## AVAILABLE DATA
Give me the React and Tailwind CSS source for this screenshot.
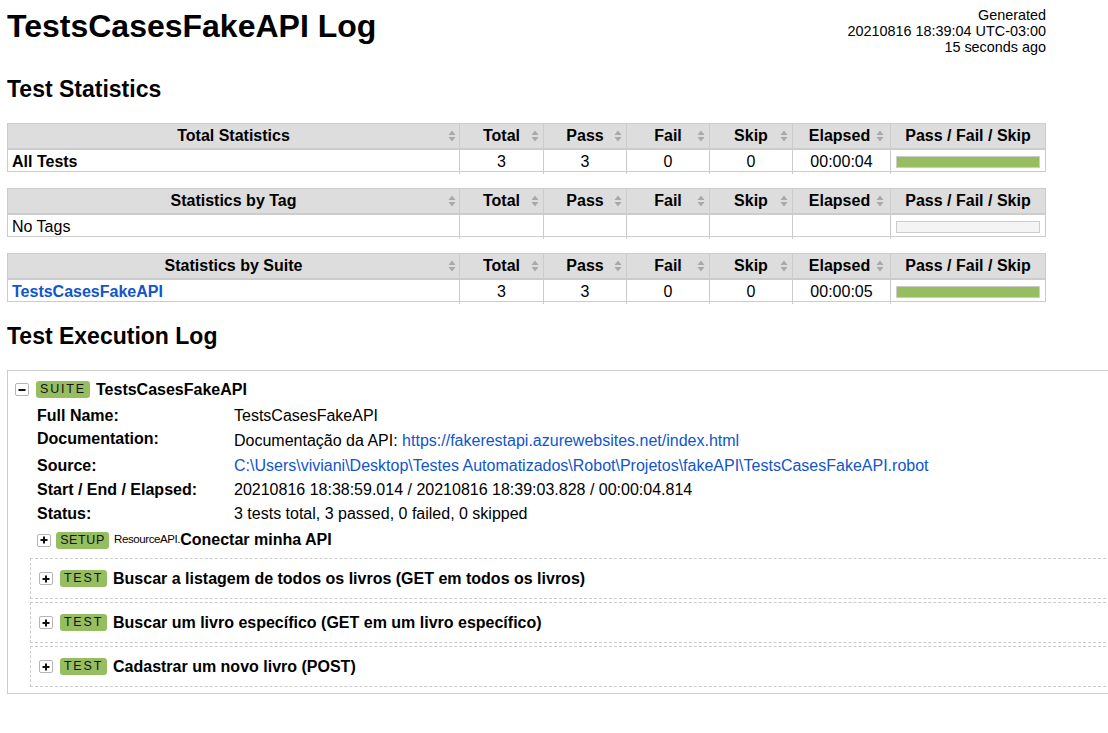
import React from 'react';

const LINK = 'text-[#1155cc]';

const SortIcon = ({ right = 'right-[3px]' }) => (
  <svg width="8" height="12" viewBox="0 0 8 12" className={`absolute ${right} top-1/2 -translate-y-1/2`}>
    <path d="M4 0.5L7.5 5H0.5Z" fill="#a8a8a8" />
    <path d="M0.5 7H7.5L4 11.5Z" fill="#a8a8a8" />
  </svg>
);

const Toggle = ({ open }) => (
  <div className="flex h-[13px] w-[14px] shrink-0 items-center justify-center rounded-[2px] border border-[#b5b5b5] bg-white">
    <svg width="8" height="8" viewBox="0 0 8 8">
      <rect x="0.5" y="3" width="7" height="2" fill="#111" />
      {!open && <rect x="3" y="0.5" width="2" height="7" fill="#111" />}
    </svg>
  </div>
);

const Badge = ({ children, tracking = 'tracking-[1.6px]', w }) => (
  <span className={`flex h-[17px] ${w} shrink-0 items-center justify-center rounded-[3px] bg-[#97bd61] text-[12.5px] leading-[13px] text-[#111] ${tracking}`}>
    {children}
  </span>
);

const cols = ['Total', 'Pass', 'Fail', 'Skip', 'Elapsed'];

const StatTable = ({ title, name, values, bar }) => (
  <div className="w-[1039px] border border-[#cccccc] text-[16px]">
    <div className="grid h-[26px] grid-cols-[451px_84px_83px_83px_83px_98px_155px] border-b-2 border-[#cccccc] bg-[#dddddd] font-bold">
      <div className="relative flex items-center justify-center">
        {title}
        <SortIcon />
      </div>
      {cols.map((c) => (
        <div key={c} className="relative flex items-center justify-center border-l border-[#cccccc]">
          <span className={c === 'Elapsed' ? 'mr-[4px]' : ''}>{c}</span>
          <SortIcon right={c === 'Elapsed' ? 'right-[6px]' : 'right-[4px]'} />
        </div>
      ))}
      <div className="flex items-center justify-center border-l border-[#cccccc]">Pass / Fail / Skip</div>
    </div>
    <div className="grid h-[21px] grid-cols-[451px_84px_83px_83px_83px_98px_155px]">
      <div className="flex items-center pl-[4px]">{name}</div>
      {cols.map((c, i) => (
        <div key={c} className="flex items-center justify-center border-l border-[#cccccc]">
          {values ? values[i] : ''}
        </div>
      ))}
      <div className="flex items-center border-l border-[#cccccc] px-[5px]">
        {bar ? (
          <div className="h-[12px] w-full border border-[#cccccc] bg-[#97bd61]" />
        ) : (
          <div className="h-[12px] w-full border border-[#cccccc] bg-[#f4f4f4]" />
        )}
      </div>
    </div>
  </div>
);

const TestBox = ({ name }) => (
  <div className="flex h-[41px] items-center border border-dashed border-[#cccccc] pl-[8px]">
    <Toggle />
    <span className="ml-[7px]">
      <Badge w="w-[47px]" tracking="tracking-[1.8px]">TEST</Badge>
    </span>
    <span className="ml-[6px] font-bold">{name}</span>
  </div>
);

export default function App() {
  return (
    <div className="h-[733px] w-[1108px] overflow-hidden bg-white px-[7px] font-['Liberation_Sans',Arial,Helvetica,sans-serif] text-black">
      <div className="flex w-[1039px] items-start justify-between">
        <h1 className="mt-[8px] text-[32px] font-bold leading-[36px]">TestsCasesFakeAPI Log</h1>
        <div className="mt-[7px] text-right text-[14.4px] leading-[16px]">
          <div>Generated</div>
          <div>20210816 18:39:04 UTC-03:00</div>
          <div>15 seconds ago</div>
        </div>
      </div>

      <h2 className="mt-[21px] text-[23px] font-bold leading-[26px]">Test Statistics</h2>

      <div className="mt-[21px] flex flex-col gap-[16px]">
        <StatTable
          title="Total Statistics"
          name={<span className="font-bold">All Tests</span>}
          values={['3', '3', '0', '0', '00:00:04']}
          bar
        />
        <StatTable title="Statistics by Tag" name="No Tags" />
        <StatTable
          title="Statistics by Suite"
          name={<span className={`font-bold ${LINK}`}>TestsCasesFakeAPI</span>}
          values={['3', '3', '0', '0', '00:00:05']}
          bar
        />
      </div>

      <h2 className="mt-[21px] text-[23px] font-bold leading-[26px]">Test Execution Log</h2>

      <div className="mt-[21px] w-[1130px] border border-[#cccccc] pb-[6px] pl-[7px] pt-[9px] text-[16px]">
        <div className="flex h-[19px] items-center">
          <Toggle open />
          <span className="ml-[7px]">
            <Badge w="w-[54px]" tracking="tracking-[1.8px]">SUITE</Badge>
          </span>
          <span className="ml-[6px] font-bold">TestsCasesFakeAPI</span>
        </div>

        <div className="ml-[22px] mt-[5px] leading-[20px]">
          <div className="flex h-[24px] items-center">
            <div className="w-[197px] font-bold">Full Name:</div>
            <div>TestsCasesFakeAPI</div>
          </div>
          <div className="flex h-[26px] items-start">
            <div className="w-[197px] pt-[1px] font-bold">Documentation:</div>
            <div className="pt-[3px]">
              Documentação da API: <span className={LINK}>https://fakerestapi.azurewebsites.net/index.html</span>
            </div>
          </div>
          <div className="flex h-[24px] items-center">
            <div className="w-[197px] font-bold">Source:</div>
            <div className={LINK}>
              C:\Users\viviani\Desktop\Testes Automatizados\Robot\Projetos\fakeAPI\TestsCasesFakeAPI.robot
            </div>
          </div>
          <div className="flex h-[24px] items-center">
            <div className="w-[197px] font-bold">Start / End / Elapsed:</div>
            <div>20210816 18:38:59.014 / 20210816 18:39:03.828 / 00:00:04.814</div>
          </div>
          <div className="flex h-[23px] items-center">
            <div className="w-[197px] font-bold">Status:</div>
            <div>3 tests total, 3 passed, 0 failed, 0 skipped</div>
          </div>
        </div>

        <div className="ml-[22px] mt-[4px] flex h-[22px] items-center">
          <Toggle />
          <span className="ml-[5px]">
            <Badge w="w-[53px]" tracking="tracking-[0.6px]">SETUP</Badge>
          </span>
          <span className="ml-[5px] text-[11.5px] tracking-[-0.4px]">ResourceAPI.</span>
          <span className="font-bold">Conectar minha API</span>
        </div>

        <div className="ml-[15px] mt-[7px] flex flex-col gap-[3px]">
          <TestBox name="Buscar a listagem de todos os livros (GET em todos os livros)" />
          <TestBox name="Buscar um livro específico (GET em um livro específico)" />
          <TestBox name="Cadastrar um novo livro (POST)" />
        </div>
      </div>
    </div>
  );
}
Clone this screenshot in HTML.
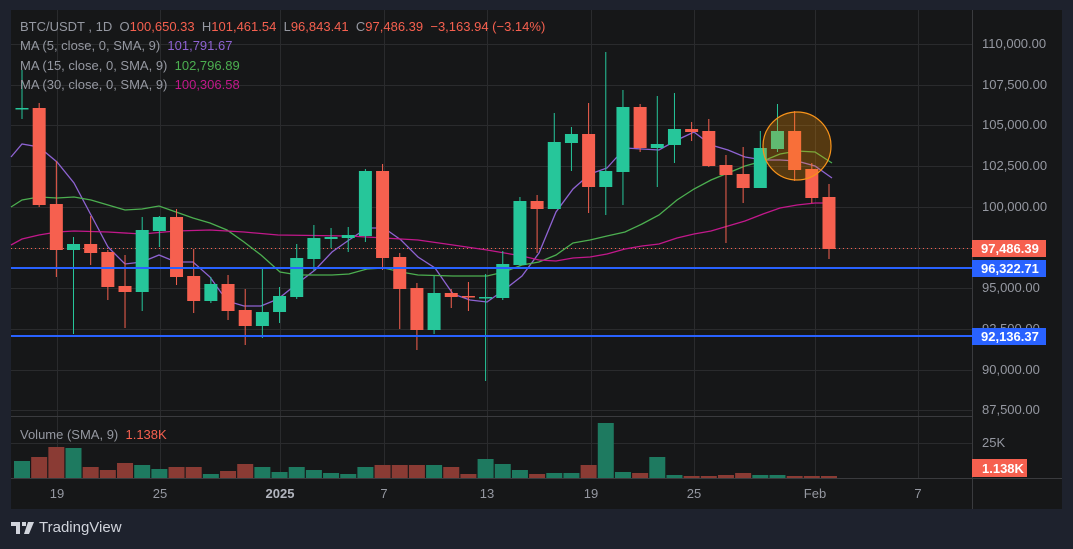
<!DOCTYPE html>
<html><head><meta charset="utf-8"><style>
html,body{margin:0;padding:0;background:#1e222d;width:1073px;height:549px;overflow:hidden;font-family:"Liberation Sans",sans-serif}
#c{position:absolute;left:0;top:0}
.lg{position:absolute;left:20px;font-size:13px;color:#9598a1;white-space:nowrap}
.tv{position:absolute;left:11px;top:519px;font-size:15px;color:#d1d4dc;display:flex;align-items:center}
</style></head><body>
<svg id="c" width="1073" height="549" xmlns="http://www.w3.org/2000/svg" font-family="Liberation Sans, sans-serif">
<rect x="11" y="10" width="1051" height="499" fill="#161718"/>
<g id="grid" stroke="#2a2b2d" stroke-width="1"></g>
<line x1="11" y1="416.5" x2="972" y2="416.5" stroke="#3a3b3e"/>
<line x1="11" y1="478.5" x2="1062" y2="478.5" stroke="#3a3b3e"/>
<line x1="972.5" y1="10" x2="972.5" y2="509" stroke="#3a3b3e"/>
<g id="vol"></g>
<line x1="11" y1="248.5" x2="972" y2="248.5" stroke="#f6604f" stroke-dasharray="1,3"/>
<g id="ma" fill="none" stroke-width="1.3"></g>
<g id="cnd"></g>
<line x1="11" y1="268" x2="972" y2="268" stroke="#2962ff" stroke-width="2"/>
<line x1="11" y1="336" x2="972" y2="336" stroke="#2962ff" stroke-width="2"/>
<circle cx="797" cy="146" r="34" fill="rgba(255,152,0,0.27)" stroke="#f7931a" stroke-width="1.2"/>
<g fill="#9598a1" font-size="13">
<text x="982" y="48">110,000.00</text><text x="982" y="89">107,500.00</text><text x="982" y="129">105,000.00</text>
<text x="982" y="170">102,500.00</text><text x="982" y="211">100,000.00</text><text x="982" y="292">95,000.00</text>
<text x="982" y="333">92,500.00</text><text x="982" y="374">90,000.00</text><text x="982" y="414">87,500.00</text>
<text x="982" y="447">25K</text>
<text x="57" y="498" text-anchor="middle">19</text><text x="160" y="498" text-anchor="middle">25</text>
<text x="280" y="498" text-anchor="middle" font-weight="bold" fill="#b2b5be">2025</text>
<text x="384" y="498" text-anchor="middle">7</text><text x="487" y="498" text-anchor="middle">13</text>
<text x="591" y="498" text-anchor="middle">19</text><text x="694" y="498" text-anchor="middle">25</text>
<text x="815" y="498" text-anchor="middle">Feb</text><text x="918" y="498" text-anchor="middle">7</text>
</g>
<rect x="972" y="240" width="74" height="17" fill="#f6604f"/>
<rect x="972" y="260" width="74" height="17" fill="#2962ff"/>
<rect x="972" y="328" width="74" height="17" fill="#2962ff"/>
<rect x="972" y="459" width="55" height="18" fill="#f6604f"/>
<g fill="#fff" font-size="13" font-weight="bold">
<text x="981" y="253">97,486.39</text><text x="981" y="273">96,322.71</text><text x="981" y="341">92,136.37</text><text x="982" y="473">1.138K</text>
</g>
</svg>
<div class="lg" style="top:19px">BTC/USDT , 1D &nbsp;O<span style="color:#f6604f">100,650.33</span> &nbsp;H<span style="color:#f6604f">101,461.54</span> &nbsp;L<span style="color:#f6604f">96,843.41</span> &nbsp;C<span style="color:#f6604f">97,486.39</span> &nbsp;<span style="color:#f6604f">−3,163.94 (−3.14%)</span></div>
<div class="lg" style="top:38px">MA (5, close, 0, SMA, 9) &nbsp;<span style="color:#8e63d2">101,791.67</span></div>
<div class="lg" style="top:58px">MA (15, close, 0, SMA, 9) &nbsp;<span style="color:#4caf50">102,796.89</span></div>
<div class="lg" style="top:77px">MA (30, close, 0, SMA, 9) &nbsp;<span style="color:#c2188b">100,306.58</span></div>
<div class="lg" style="top:427px">Volume (SMA, 9) &nbsp;<span style="color:#f6604f">1.138K</span></div>
<div class="tv"><svg width="24" height="14" viewBox="0 0 24 14"><path d="M0 1h9v12H5V5H0z M11 1h4v4h-4z M17 1h6l-5 12h-5z" fill="#d1d4dc"/></svg><span style="margin-left:4px">TradingView</span></div>
<script>
var NS="http://www.w3.org/2000/svg";
function el(p,t,a){var e=document.createElementNS(NS,t);for(var k in a)e.setAttribute(k,a[k]);p.appendChild(e);return e;}
var g=document.getElementById('grid');
[44,85,125,166,207,248,288,329,370,410,443].forEach(function(y){el(g,'line',{x1:11,x2:972,y1:y+.5,y2:y+.5});});
[57,160,280,384,487,591,694,815,918].forEach(function(x){el(g,'line',{x1:x+.5,x2:x+.5,y1:10,y2:478});});
var C=[
['g',108,109,70,119],['r',108,205,103,207],['r',204,250,161,277],['g',244,250,237,334],['r',244,253,216,265],['r',252,287,250,300],['r',286,292,255,328],['g',230,292,217,311],['g',217,231,216,247],['r',217,277,209,285],['r',276,301,249,313],['g',284,301,277,303],['r',284,311,275,320],['r',310,326,289,345],['g',312,326,269,338],['g',296,312,287,323],
['g',258,297,244,299],['g',238,259,225,271],['g',237,239,228,248],['g',235,238,227,252],['g',171,236,169,242],['r',171,258,164,270],['r',257,289,253,329],['r',288,330,283,350],['g',293,330,276,334],['r',293,297,289,308],['r',296,297,282,311],['g',297,298,274,381],['g',264,298,251,300],['g',201,265,197,266],['r',201,209,195,253],
['g',142,209,113,209],['g',134,143,127,171],['r',134,187,103,213],['g',171,187,52,215],['g',107,172,90,205],['r',107,148,104,152],['g',144,148,96,187],['g',129,145,93,163],['r',129,132,122,141],['r',131,166,119,167],['r',165,175,155,243],['r',174,188,147,203],['g',148,188,131,188],['g',131,149,104,152],['r',131,170,111,181],['r',169,198,163,203],['r',197,249,184,259]];
var V=[461,457,447,448,467,470,463,465,469,467,467,474,471,464,467,472,467,470,473,474,467,465,465,465,465,467,474,459,464,470,474,473,473,465,423,472,473,457,475,476,476,475,473,475,475,476,476,476];
var cg=document.getElementById('cnd'),vg=document.getElementById('vol');
C.forEach(function(c,i){var x=22+i*17.17;var col=c[0]=='g'?'#26c69a':'#f6604f';
el(cg,'line',{x1:x,x2:x,y1:c[3],y2:c[4],stroke:col,'stroke-width':1});
el(cg,'rect',{x:x-6.5,y:c[1],width:13,height:Math.max(1.5,c[2]-c[1]),fill:col});
el(vg,'rect',{x:x-8,y:V[i],width:16,height:478-V[i],fill:c[0]=='g'?'#1e7a60':'#8a3b34'});});
var M=[['#8e63d2',[[11,157],[22,144],[39,147],[57,162],[74,183],[91,215],[108,247],[125,264],[142,262],[159,255],[176,262],[193,262],[210,277],[227,301],[244,306],[261,306],[278,299],[298,283],[315,270],[332,252],[349,240],[367,228],[384,228],[401,240],[418,257],[435,268],[453,294],[470,300],[487,302],[504,290],[522,276],[539,253],[556,212],[573,189],[590,174],[607,168],[625,148],[642,149],[659,150],[677,140],[694,132],[711,145],[728,150],[745,157],[763,160],[780,160],[797,161],[815,166],[832,178]]],
['#4caf50',[[11,207],[22,200],[39,197],[57,198],[74,197],[91,200],[108,205],[125,210],[142,209],[159,206],[176,212],[193,218],[210,223],[227,230],[244,242],[261,255],[280,272],[298,275],[332,275],[349,274],[367,269],[384,268],[401,272],[418,275],[453,276],[487,276],[504,272],[522,265],[539,262],[556,255],[573,243],[590,240],[607,236],[625,232],[642,224],[659,215],[677,200],[694,189],[711,180],[728,173],[745,166],[763,161],[780,154],[797,151],[815,152],[832,163]]],
['#c2188b',[[11,245],[22,239],[39,235],[57,232],[74,231],[108,232],[142,234],[176,231],[210,230],[244,232],[278,235],[349,236],[384,238],[418,240],[453,245],[487,250],[522,256],[539,260],[556,261],[573,258],[590,257],[607,254],[625,249],[642,246],[659,244],[677,238],[694,234],[711,231],[728,226],[745,221],[763,214],[780,208],[797,205],[815,203],[832,203]]]];
var mg=document.getElementById('ma');
M.forEach(function(m){el(mg,'polyline',{points:m[1].map(function(p){return p.join(',')}).join(' '),stroke:m[0]});});
</script>
</body></html>
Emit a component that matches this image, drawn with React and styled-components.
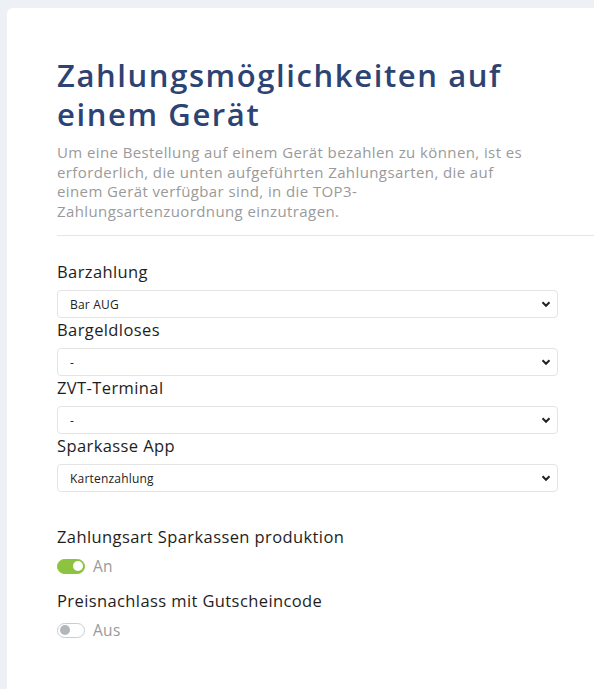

## WHAT IS REQUIRED
Write out, word for word, the lines from the start of the data through the one holding "const cols = ['Total', 'Pass', 'Fail', 'Skip', 'Elapsed'];". Omit pictures.

## WORKED SOLUTION
Give me the React and Tailwind CSS source for this screenshot.
import React from 'react';

const LINK = 'text-[#1155cc]';

const SortIcon = ({ right = 'right-[3px]' }) => (
  <svg width="8" height="12" viewBox="0 0 8 12" className={`absolute ${right} top-1/2 -translate-y-1/2`}>
    <path d="M4 0.5L7.5 5H0.5Z" fill="#a8a8a8" />
    <path d="M0.5 7H7.5L4 11.5Z" fill="#a8a8a8" />
  </svg>
);

const Toggle = ({ open }) => (
  <div className="flex h-[13px] w-[14px] shrink-0 items-center justify-center rounded-[2px] border border-[#b5b5b5] bg-white">
    <svg width="8" height="8" viewBox="0 0 8 8">
      <rect x="0.5" y="3" width="7" height="2" fill="#111" />
      {!open && <rect x="3" y="0.5" width="2" height="7" fill="#111" />}
    </svg>
  </div>
);

const Badge = ({ children, tracking = 'tracking-[1.6px]', w }) => (
  <span className={`flex h-[17px] ${w} shrink-0 items-center justify-center rounded-[3px] bg-[#97bd61] text-[12.5px] leading-[13px] text-[#111] ${tracking}`}>
    {children}
  </span>
);

const cols = ['Total', 'Pass', 'Fail', 'Skip', 'Elapsed'];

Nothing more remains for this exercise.